Dina M. Asfaha, Tunde Osazua
The rapid expansion of AFRICOM on the African continent should be a cause for concern as African nations are quickly surrendering their sovereignty to the US. As the only country without a relationship to AFRICOM, Eritrea bears the brunt of US vilification. We must salute Eritrea’s ongoing project of national liberation.
The U.S. has built military-to-military relations with 53 out of the 54 African countries that include agreements to cede operational command to AFRICOM, the U.S. Africa Command. The broad network of AFRICOM military bases, as well as those from France and other world powers, are examples of how African states are surrendering their sovereignty through neocolonial relationships with Western countries. African self-determination and national sovereignty are impossible as long as the U.S. and its European allies are allowed to use military power to control African land, labor, and resources.

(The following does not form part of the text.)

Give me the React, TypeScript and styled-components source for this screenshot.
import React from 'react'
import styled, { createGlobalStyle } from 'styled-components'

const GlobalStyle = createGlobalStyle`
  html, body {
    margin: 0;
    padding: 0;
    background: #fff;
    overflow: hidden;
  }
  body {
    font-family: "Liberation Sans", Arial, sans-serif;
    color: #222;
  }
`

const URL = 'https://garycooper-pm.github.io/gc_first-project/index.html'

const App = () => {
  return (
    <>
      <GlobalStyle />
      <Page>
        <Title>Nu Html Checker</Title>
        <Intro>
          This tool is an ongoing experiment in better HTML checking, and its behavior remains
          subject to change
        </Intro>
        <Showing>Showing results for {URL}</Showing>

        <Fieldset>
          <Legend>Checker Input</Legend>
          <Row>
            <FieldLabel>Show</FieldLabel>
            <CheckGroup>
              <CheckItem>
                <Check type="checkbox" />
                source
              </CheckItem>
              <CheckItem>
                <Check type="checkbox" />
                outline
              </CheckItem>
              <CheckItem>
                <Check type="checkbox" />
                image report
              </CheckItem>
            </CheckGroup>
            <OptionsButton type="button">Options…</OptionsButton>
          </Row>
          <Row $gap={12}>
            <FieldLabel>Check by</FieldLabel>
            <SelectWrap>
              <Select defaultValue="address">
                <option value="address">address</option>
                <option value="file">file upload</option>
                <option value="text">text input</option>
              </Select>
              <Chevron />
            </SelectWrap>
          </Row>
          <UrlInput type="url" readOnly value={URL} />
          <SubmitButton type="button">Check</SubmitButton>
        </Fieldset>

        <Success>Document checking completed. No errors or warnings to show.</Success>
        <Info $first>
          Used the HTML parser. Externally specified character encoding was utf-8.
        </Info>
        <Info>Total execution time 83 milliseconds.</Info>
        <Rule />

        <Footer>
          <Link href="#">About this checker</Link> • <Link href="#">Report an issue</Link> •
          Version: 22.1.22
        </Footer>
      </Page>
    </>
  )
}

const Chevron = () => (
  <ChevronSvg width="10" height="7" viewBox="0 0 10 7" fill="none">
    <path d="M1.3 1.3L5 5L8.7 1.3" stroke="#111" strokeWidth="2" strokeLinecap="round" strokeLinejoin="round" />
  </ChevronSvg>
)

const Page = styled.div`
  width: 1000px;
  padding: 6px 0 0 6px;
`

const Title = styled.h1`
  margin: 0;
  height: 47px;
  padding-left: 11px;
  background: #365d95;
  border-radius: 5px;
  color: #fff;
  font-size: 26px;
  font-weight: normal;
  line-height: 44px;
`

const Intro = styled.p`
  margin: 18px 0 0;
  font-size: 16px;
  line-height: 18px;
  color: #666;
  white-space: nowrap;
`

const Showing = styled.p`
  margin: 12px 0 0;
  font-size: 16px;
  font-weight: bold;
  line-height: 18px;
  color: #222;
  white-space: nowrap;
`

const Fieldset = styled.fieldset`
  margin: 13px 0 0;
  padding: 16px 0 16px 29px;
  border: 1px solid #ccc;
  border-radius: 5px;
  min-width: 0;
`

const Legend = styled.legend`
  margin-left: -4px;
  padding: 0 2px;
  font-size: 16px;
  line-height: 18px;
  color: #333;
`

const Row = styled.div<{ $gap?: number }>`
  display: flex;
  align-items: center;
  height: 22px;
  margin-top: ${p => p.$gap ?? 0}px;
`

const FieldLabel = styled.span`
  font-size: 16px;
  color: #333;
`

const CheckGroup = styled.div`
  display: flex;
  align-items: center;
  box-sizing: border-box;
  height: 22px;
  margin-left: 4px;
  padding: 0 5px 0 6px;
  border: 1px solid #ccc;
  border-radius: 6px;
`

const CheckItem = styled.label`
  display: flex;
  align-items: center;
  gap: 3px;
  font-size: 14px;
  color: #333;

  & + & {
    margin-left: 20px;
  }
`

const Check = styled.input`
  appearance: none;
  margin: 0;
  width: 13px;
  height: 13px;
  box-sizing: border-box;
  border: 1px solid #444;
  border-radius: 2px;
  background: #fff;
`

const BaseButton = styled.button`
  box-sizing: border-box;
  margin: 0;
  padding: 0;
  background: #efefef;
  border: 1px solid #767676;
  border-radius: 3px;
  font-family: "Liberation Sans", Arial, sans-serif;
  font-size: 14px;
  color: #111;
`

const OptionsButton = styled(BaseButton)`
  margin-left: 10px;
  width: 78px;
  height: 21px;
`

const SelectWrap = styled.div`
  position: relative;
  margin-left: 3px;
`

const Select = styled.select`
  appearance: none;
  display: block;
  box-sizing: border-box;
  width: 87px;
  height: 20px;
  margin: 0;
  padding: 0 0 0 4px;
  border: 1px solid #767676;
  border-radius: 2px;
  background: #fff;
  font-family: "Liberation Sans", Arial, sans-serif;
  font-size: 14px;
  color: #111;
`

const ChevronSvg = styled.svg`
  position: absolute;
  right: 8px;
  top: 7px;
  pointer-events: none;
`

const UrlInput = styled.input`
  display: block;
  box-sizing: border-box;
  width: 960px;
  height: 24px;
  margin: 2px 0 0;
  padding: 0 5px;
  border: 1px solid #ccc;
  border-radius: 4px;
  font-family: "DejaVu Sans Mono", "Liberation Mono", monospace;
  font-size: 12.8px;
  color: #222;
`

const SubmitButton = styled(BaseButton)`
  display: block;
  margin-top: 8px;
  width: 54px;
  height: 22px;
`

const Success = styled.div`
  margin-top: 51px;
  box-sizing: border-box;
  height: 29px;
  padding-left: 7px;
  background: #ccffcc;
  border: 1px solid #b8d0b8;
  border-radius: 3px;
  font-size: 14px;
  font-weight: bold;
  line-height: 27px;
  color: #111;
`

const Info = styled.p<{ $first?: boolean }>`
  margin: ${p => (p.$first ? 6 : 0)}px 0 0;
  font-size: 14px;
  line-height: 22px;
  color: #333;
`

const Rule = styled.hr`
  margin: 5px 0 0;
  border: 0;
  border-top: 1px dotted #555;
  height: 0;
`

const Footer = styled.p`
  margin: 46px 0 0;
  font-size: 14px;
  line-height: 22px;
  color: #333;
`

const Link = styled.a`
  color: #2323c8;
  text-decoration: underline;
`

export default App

A major component of AFRICOM’s activities includes the indoctrination of African security forces through military training, including through the Africa Contingency Operations Training and Assistance Program (ACOTA) (formerly the African Crisis Response Initiative) (ACRI) ), Africa Center for Strategic Studies (ACSS) , International Military Training and Education (IMET) Program, and the numerous military exercises carried out by AFRICOM forces, including African Lion , Cutlass Express , Phoenix Express , Obangame Express , and Flintlock , among many other exercises, which have included participation from almost every African country. As Netfa Freeman pointed out in a recent article, “an indoctrination about the inherent goodness of the U.S.-European role in Africa accompanies this military training with blindspots about the true legacy of colonialism.”

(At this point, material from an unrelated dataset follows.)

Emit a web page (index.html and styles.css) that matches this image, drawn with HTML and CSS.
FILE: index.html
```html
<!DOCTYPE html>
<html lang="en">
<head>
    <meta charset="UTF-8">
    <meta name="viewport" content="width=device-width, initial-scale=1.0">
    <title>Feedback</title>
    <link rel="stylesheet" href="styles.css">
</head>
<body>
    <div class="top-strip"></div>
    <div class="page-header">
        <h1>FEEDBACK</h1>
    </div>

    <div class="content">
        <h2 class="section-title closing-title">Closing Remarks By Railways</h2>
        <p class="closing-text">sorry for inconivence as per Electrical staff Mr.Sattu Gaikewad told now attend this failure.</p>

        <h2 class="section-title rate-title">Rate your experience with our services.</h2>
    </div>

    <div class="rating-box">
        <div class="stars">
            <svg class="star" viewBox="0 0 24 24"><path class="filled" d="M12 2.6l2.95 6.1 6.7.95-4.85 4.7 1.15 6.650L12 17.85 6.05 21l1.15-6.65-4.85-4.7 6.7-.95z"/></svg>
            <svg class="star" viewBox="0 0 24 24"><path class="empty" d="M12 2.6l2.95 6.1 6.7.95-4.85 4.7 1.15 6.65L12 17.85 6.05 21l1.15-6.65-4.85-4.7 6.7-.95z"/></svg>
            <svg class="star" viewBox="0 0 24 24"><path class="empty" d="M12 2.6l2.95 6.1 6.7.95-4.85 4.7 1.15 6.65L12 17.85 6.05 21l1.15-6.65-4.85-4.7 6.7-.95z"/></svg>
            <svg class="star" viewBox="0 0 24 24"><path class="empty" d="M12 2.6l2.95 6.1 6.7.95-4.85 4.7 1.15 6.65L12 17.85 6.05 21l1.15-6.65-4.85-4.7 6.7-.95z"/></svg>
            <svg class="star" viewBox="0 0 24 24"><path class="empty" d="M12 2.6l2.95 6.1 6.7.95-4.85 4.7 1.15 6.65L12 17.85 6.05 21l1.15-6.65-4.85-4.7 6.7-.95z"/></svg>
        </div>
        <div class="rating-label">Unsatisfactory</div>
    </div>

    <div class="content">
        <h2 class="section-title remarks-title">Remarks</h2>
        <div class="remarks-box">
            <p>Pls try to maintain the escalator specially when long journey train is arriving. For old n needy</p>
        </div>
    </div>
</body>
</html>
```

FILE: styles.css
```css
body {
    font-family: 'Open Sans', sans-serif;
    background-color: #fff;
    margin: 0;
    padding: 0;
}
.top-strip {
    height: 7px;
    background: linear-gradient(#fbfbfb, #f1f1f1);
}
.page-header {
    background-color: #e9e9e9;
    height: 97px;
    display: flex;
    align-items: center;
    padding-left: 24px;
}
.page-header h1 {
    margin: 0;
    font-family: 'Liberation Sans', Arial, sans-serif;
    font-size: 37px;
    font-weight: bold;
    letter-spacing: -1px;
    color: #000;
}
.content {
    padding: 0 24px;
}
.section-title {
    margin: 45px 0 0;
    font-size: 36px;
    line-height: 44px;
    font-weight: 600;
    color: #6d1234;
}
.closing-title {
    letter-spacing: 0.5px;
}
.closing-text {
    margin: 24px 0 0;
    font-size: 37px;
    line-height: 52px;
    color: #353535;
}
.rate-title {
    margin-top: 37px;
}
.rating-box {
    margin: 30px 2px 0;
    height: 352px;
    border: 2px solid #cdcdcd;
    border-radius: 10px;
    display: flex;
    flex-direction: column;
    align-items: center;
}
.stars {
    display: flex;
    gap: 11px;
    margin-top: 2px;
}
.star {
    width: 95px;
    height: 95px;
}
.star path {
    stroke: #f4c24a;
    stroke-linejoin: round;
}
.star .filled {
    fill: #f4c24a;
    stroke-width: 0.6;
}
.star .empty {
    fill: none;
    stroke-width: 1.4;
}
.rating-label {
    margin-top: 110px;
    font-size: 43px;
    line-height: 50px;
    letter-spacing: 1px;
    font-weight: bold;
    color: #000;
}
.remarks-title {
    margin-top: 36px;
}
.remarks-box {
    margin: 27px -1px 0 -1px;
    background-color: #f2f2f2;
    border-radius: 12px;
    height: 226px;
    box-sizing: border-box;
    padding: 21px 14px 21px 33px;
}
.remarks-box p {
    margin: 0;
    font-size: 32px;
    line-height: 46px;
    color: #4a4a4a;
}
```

The U.S. military uses the myriad security challenges facing the African continent as an important justification for AFRICOM’s existence, and the most prominent of these justifications is the threat that the U.S.-led “war on terror” is seemingly addressing. However, these security challenges and terror threats are actually driven in large part by the presence of foreign militaries on the continent. Before September 11, 2001, Africa seemed to be free of transnational terror threats . Since then, U.S. military efforts on the continent have grown in every conceivable way, from funding and boots on the ground to missions and outposts, while at the same time the number of transnational “terror” groups has increased in linear fashion . Despite this increase, extremist groups are active in less than 10 of the 54 countries in Africa. Justifications for AFRICOM’s presence on the continent, such as the rise of terrorist groups, ignore that the Pentagon and the CIA have recruited and trained extremists to fight as their proxies on many occasions.

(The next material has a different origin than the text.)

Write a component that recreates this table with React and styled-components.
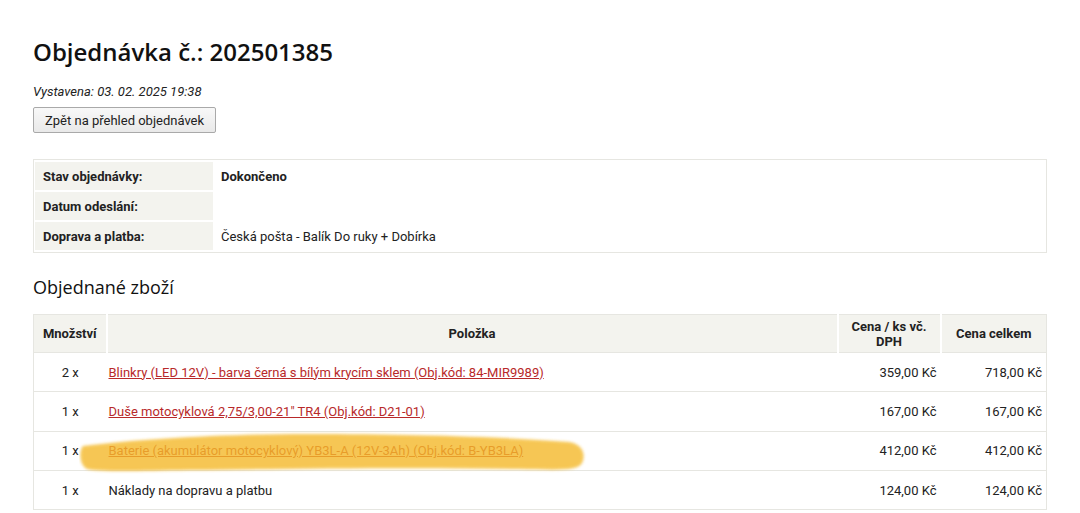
import styled, { createGlobalStyle } from "styled-components";

const GlobalStyle = createGlobalStyle`
  body {
    margin: 0;
    background: #fff;
    font-family: Roboto, "Liberation Sans", sans-serif;
    color: #222;
  }
`;

const items = [
  { qty: "2 x", name: "Blinkry (LED 12V) - barva černá s bílým krycím sklem (Obj.kód: 84-MIR9989)", link: true, price: "359,00 Kč", total: "718,00 Kč" },
  { qty: "1 x", name: "Duše motocyklová 2,75/3,00-21\" TR4 (Obj.kód: D21-01)", link: true, price: "167,00 Kč", total: "167,00 Kč" },
  { qty: "1 x", name: "Baterie (akumulátor motocyklový) YB3L-A (12V-3Ah) (Obj.kód: B-YB3LA)", link: true, marked: true, price: "412,00 Kč", total: "412,00 Kč" },
  { qty: "1 x", name: "Náklady na dopravu a platbu", price: "124,00 Kč", total: "124,00 Kč" },
];

// yellow highlighter stroke drawn over the third item
const Marker = () => (
  <MarkerSvg viewBox="0 0 510 44" width="510" height="44">
    <defs>
      <filter id="soft" x="-5%" y="-30%" width="110%" height="160%">
        <feGaussianBlur stdDeviation="1.8" />
      </filter>
    </defs>
    <path
      d="M4 15 C60 8 140 3 230 3 C330 3 430 6 490 11 C504 13 507 24 503 32 C499 40 480 39 440 38 C330 36 200 38 110 39 C60 40 20 41 8 38 C0 34 0 19 4 15 Z"
      fill="#f4b92a"
      opacity="0.8"
      filter="url(#soft)"
    />
  </MarkerSvg>
);

const App = () => {
  return (
    <Page>
      <GlobalStyle />
      <Title>Objednávka č.: 202501385</Title>
      <Issued>Vystavena: 03. 02. 2025 19:38</Issued>
      <BackButton>Zpět na přehled objednávek</BackButton>

      <InfoTable>
        <tbody>
          <tr>
            <InfoLabel>Stav objednávky:</InfoLabel>
            <InfoValue $bold>Dokončeno</InfoValue>
          </tr>
          <tr>
            <InfoLabel>Datum odeslání:</InfoLabel>
            <InfoValue></InfoValue>
          </tr>
          <tr>
            <InfoLabel>Doprava a platba:</InfoLabel>
            <InfoValue>Česká pošta - Balík Do ruky + Dobírka</InfoValue>
          </tr>
        </tbody>
      </InfoTable>

      <SubTitle>Objednané zboží</SubTitle>

      <ItemsTable>
        <colgroup>
          <col style={{ width: 73 }} />
          <col />
          <col style={{ width: 103 }} />
          <col style={{ width: 106 }} />
        </colgroup>
        <thead>
          <tr>
            <Head>Množství</Head>
            <Head>Položka</Head>
            <Head>Cena / ks vč.<br />DPH</Head>
            <Head $last>Cena celkem</Head>
          </tr>
        </thead>
        <tbody>
          {items.map((it, i) => (
            <tr key={i}>
              <Cell $align="center">{it.qty}</Cell>
              <ItemCell>
                {it.link ? <ItemLink href="#">{it.name}</ItemLink> : it.name}
                {it.marked && <Marker />}
              </ItemCell>
              <Cell $align="right">{it.price}</Cell>
              <Cell $align="right">{it.total}</Cell>
            </tr>
          ))}
        </tbody>
      </ItemsTable>
    </Page>
  );
};

const Page = styled.div`
  padding: 0 33px;
  width: 1014px;
`;

const Title = styled.h1`
  font-family: "Open Sans", "Noto Sans", sans-serif;
  font-weight: 600;
  font-size: 24px;
  line-height: 32px;
  margin: 36px 0 0;
  color: #111;
`;

const Issued = styled.p`
  font-style: italic;
  font-size: 13px;
  margin: 16px 0 0;
  line-height: 16px;
`;

const BackButton = styled.button`
  display: block;
  margin-top: 7px;
  height: 26px;
  padding: 0 11px;
  font-family: Roboto, "Liberation Sans", sans-serif;
  font-size: 13px;
  color: #222;
  background: linear-gradient(#f8f8f8, #e9e9e9);
  border: 1px solid #a9a9a9;
  border-radius: 2px;
`;

const InfoTable = styled.table`
  margin-top: 26px;
  width: 100%;
  border: 1px solid #e6e6e1;
  border-spacing: 0 2px;
  padding: 0 1px;
  font-size: 13px;
`;

const InfoLabel = styled.td`
  width: 162px;
  height: 28px;
  padding: 0 8px;
  background: #f3f3ee;
  font-weight: 700;
  border-right: 2px solid #fff;
`;

const InfoValue = styled.td`
  padding: 0 6px;
  font-weight: ${(p) => (p.$bold ? 700 : 400)};
`;

const SubTitle = styled.h2`
  font-family: "Open Sans", "Noto Sans", sans-serif;
  font-weight: 400;
  font-size: 18px;
  line-height: 24px;
  margin: 22px 0 0;
  color: #111;
`;

const ItemsTable = styled.table`
  margin-top: 15px;
  width: 100%;
  border-collapse: collapse;
  table-layout: fixed;
  border-left: 1px solid #e6e6e1;
  border-right: 1px solid #e6e6e1;
  border-top: 1px solid #e6e6e1;
  font-size: 13px;
`;

const Head = styled.th`
  height: 37px;
  padding: 0 4px;
  background: #f3f3ee;
  font-weight: 700;
  font-size: 13px;
  line-height: 15px;
  text-align: center;
  border-right: ${(p) => (p.$last ? "none" : "2px solid #fff")};
  border-bottom: 1px solid #e6e6e1;
`;

const Cell = styled.td`
  height: 38.3px;
  padding: 0 4px;
  text-align: ${(p) => p.$align};
  border-bottom: 1px solid #e6e6e1;
`;

const ItemCell = styled.td`
  position: relative;
  height: 38.3px;
  padding: 0 2px;
  border-bottom: 1px solid #e6e6e1;
`;

const ItemLink = styled.a`
  color: #b8292a;
  text-decoration: underline;
`;

const MarkerSvg = styled.svg`
  position: absolute;
  left: -28px;
  top: -1px;
  pointer-events: none;
`;

export default App;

It is clear that the African heads of state with working relationships with AFRICOM are surrendering their sovereignty and inviting a destabilizing presence.
Eritrea is the only country on the African continent without US military relations. In 1977, the last Americans at Kagnew Station, the U.S. military station in present-day Asmara, Eritrea, officially left the US’s listening post in the region. Kagnew was initially acquired through a deal with the Ethiopian government in 1943, an important geostrategic location for the US Navy during the Cold War. At the time, the Eritrean Armed Struggle for Independence against imperial Ethiopia (1961-1991) was ongoing; it was fear of heightened violence and warfare in Eritrea that led to the US’s ultimate and official withdrawal from Asmara and its closure of Kagnew in 1975.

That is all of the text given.